En utilisant des paramètres mécaniques des agrégats tenant compte de leur résistance mécanique selon leur taille et des coefficients de rebond identiques à ceux mesurés par des expériences, les chercheurs montrent que le processus de réaccumulation lors d’une destruction d’astéroïde peut produire des agrégats dont la forme est similaire à celle d’Itokawa (voir Fig. 1). De plus, les simulations montrent que typiquement, lorsqu’un gros agrégat commencent à grossir par réaccumulation, les plus petits fragments qui sont éjectés à des vitesses initialement élevées mais qui sont suffisamment proches de cet agrégat en formation commencent à ressentir l’influence de l’attraction de sa masse croissante et finalement ralentissent et réaccumulent sur celui-ci. Les chercheurs concluent que ce mécanisme de réaccumulation tardive des plus petites composantes d’un objet formé par réaccumulation est une explication très plausible de la présence d’un grand nombre de gros rochers à la surface d’Itokawa.

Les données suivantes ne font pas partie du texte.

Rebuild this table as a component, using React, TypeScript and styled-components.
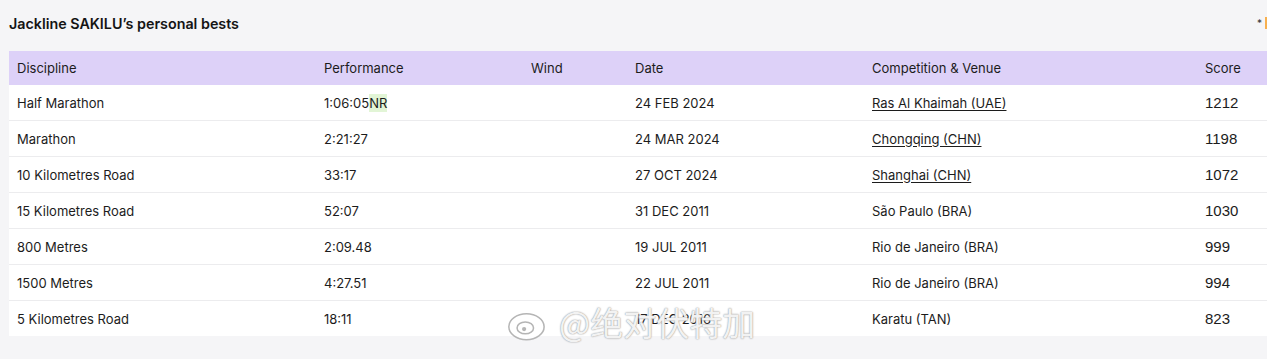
import styled, { createGlobalStyle } from "styled-components";

const GlobalStyle = createGlobalStyle`
  body {
    margin: 0;
    background: #f5f5f7;
    font-family: Inter, "Noto Sans", sans-serif;
    color: #1c1c1c;
  }
`;

type Best = {
  discipline: string;
  performance: string;
  record?: string;
  wind?: string;
  date: string;
  venue: string;
  link?: boolean;
  score: number;
};

const bests: Best[] = [
  { discipline: "Half Marathon", performance: "1:06:05", record: "NR", date: "24 FEB 2024", venue: "Ras Al Khaimah (UAE)", link: true, score: 1212 },
  { discipline: "Marathon", performance: "2:21:27", date: "24 MAR 2024", venue: "Chongqing (CHN)", link: true, score: 1198 },
  { discipline: "10 Kilometres Road", performance: "33:17", date: "27 OCT 2024", venue: "Shanghai (CHN)", link: true, score: 1072 },
  { discipline: "15 Kilometres Road", performance: "52:07", date: "31 DEC 2011", venue: "São Paulo (BRA)", score: 1030 },
  { discipline: "800 Metres", performance: "2:09.48", date: "19 JUL 2011", venue: "Rio de Janeiro (BRA)", score: 999 },
  { discipline: "1500 Metres", performance: "4:27.51", date: "22 JUL 2011", venue: "Rio de Janeiro (BRA)", score: 994 },
  { discipline: "5 Kilometres Road", performance: "18:11", date: "17 DEC 2016", venue: "Karatu (TAN)", score: 823 },
];

const App = () => {
  return (
    <>
      <GlobalStyle />
      <Page>
        <TitleBar>
          <Title>Jackline SAKILU’s personal bests</Title>
          <Legend>
            <span>*</span>
            <LegendMark />
          </Legend>
        </TitleBar>
        <Table>
          <colgroup>
            <col style={{ width: 307 }} />
            <col style={{ width: 207 }} />
            <col style={{ width: 104 }} />
            <col style={{ width: 237 }} />
            <col style={{ width: 333 }} />
            <col />
          </colgroup>
          <thead>
            <tr>
              <Th>Discipline</Th>
              <Th>Performance</Th>
              <Th>Wind</Th>
              <Th>Date</Th>
              <Th>Competition &amp; Venue</Th>
              <Th>Score</Th>
            </tr>
          </thead>
          <tbody>
            {bests.map((b) => (
              <Row key={b.discipline}>
                <Td>{b.discipline}</Td>
                <Td>
                  {b.performance}
                  {b.record && <Record>{b.record}</Record>}
                </Td>
                <Td>{b.wind ?? ""}</Td>
                <Td>{b.date}</Td>
                <Td>{b.link ? <VenueLink href="#">{b.venue}</VenueLink> : b.venue}</Td>
                <ScoreCell>{b.score}</ScoreCell>
              </Row>
            ))}
          </tbody>
        </Table>
        <Watermark>
          <svg width="50" height="40" viewBox="0 0 40 34">
            <ellipse cx="17" cy="21" rx="15" ry="11" fill="rgba(255,255,255,0.9)" stroke="#b5b5b5" strokeWidth="1.3" />
            <ellipse cx="16" cy="22" rx="7" ry="5" fill="none" stroke="#b5b5b5" strokeWidth="1.3" />
            <circle cx="15" cy="23" r="1.8" fill="#b5b5b5" />
            <path d="M27 4 a10 10 0 0 1 10 10" fill="none" stroke="#fff" strokeWidth="3" />
            <path d="M26 9.5 a5 5 0 0 1 5.5 5" fill="none" stroke="#fff" strokeWidth="2.5" />
          </svg>
          <span>@绝对伏特加</span>
        </Watermark>
      </Page>
    </>
  );
};

const Page = styled.div`
  position: relative;
  height: 359px;
  padding-left: 9px;
  overflow: hidden;
`;

const TitleBar = styled.div`
  display: flex;
  align-items: center;
  justify-content: space-between;
  height: 44px;
  padding-top: 1px;
  margin-bottom: 6px;
`;

const Title = styled.h2`
  margin: 0;
  font-size: 14.3px;
  font-weight: 600;
  color: #141414;
`;

const Legend = styled.div`
  display: flex;
  align-items: center;
  gap: 3px;
  margin-right: -4px;
  font-size: 10px;
  color: #333;
`;

const LegendMark = styled.span`
  display: inline-block;
  width: 6px;
  height: 12px;
  background: #f7b050;
`;

const Table = styled.table`
  width: 100%;
  border-collapse: collapse;
  table-layout: fixed;
  background: #fff;
  font-size: 13px;
`;

const Th = styled.th`
  height: 34px;
  padding: 0 8px;
  text-align: left;
  font-weight: 400;
  color: #1c1c1c;
  background: #ddd1f8;
`;

const Row = styled.tr`
  border-bottom: 1px solid #ececee;
  &:last-child {
    border-bottom: none;
  }
`;

const Td = styled.td`
  height: 35px;
  padding: 0 8px;
  white-space: nowrap;
  color: #1c1c1c;
`;

const ScoreCell = styled(Td)`
  font-family: "Liberation Sans", Arial, sans-serif;
  font-size: 15px;
`;

const Record = styled.span`
  background: #e2f5d6;
  padding: 1px 0;
`;

const VenueLink = styled.a`
  color: #1c1c1c;
  text-decoration: underline;
  text-underline-offset: 2px;
`;

const Watermark = styled.div`
  position: absolute;
  left: 505px;
  top: 302px;
  display: flex;
  align-items: center;
  gap: 4px;
  pointer-events: none;
  font-family: "Noto Sans CJK SC", sans-serif;
  font-size: 33px;
  line-height: 1;
  color: rgba(255, 255, 255, 0.88);
  text-shadow: 0 0 1px #9a9a9a, 0 0 2px #b0b0b0;
`;

export default App;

Les chercheurs ont donc modélisé pour la première fois la formation d’un objet de forme identique à Itokawa et leurs résultats en accord avec l’interprétation des données de la mission Hayabusa suggérant qu’Itokawa est un agrégat. De plus, ils fournissent une explication à la présence des gros rochers à sa surface. Enfin, en changeant les paramètres mécaniques des agrégats dans les simulations, les chercheurs ont trouvé des agrégats de différentes formes, dont certaines pourraient ressembler à celles d’autres astéroïdes. Leurs travaux se poursuivront afin de vérifier la sensibilité des résultats aux différents paramètres mécaniques des agrégats et de comprendre quels paramètres conduisent à quelles formes observées. Ils pourraient ainsi contribuer à contraindre les propriétés physiques des astéroïdes en fonction de leur forme observée.
Michel, P. & Richardson D.C. 2013. Collision and gravitational reaccumulation : Possible formation mechanism of the asteroid Itokawa. Astronomy and Astrophysics Letter, in press.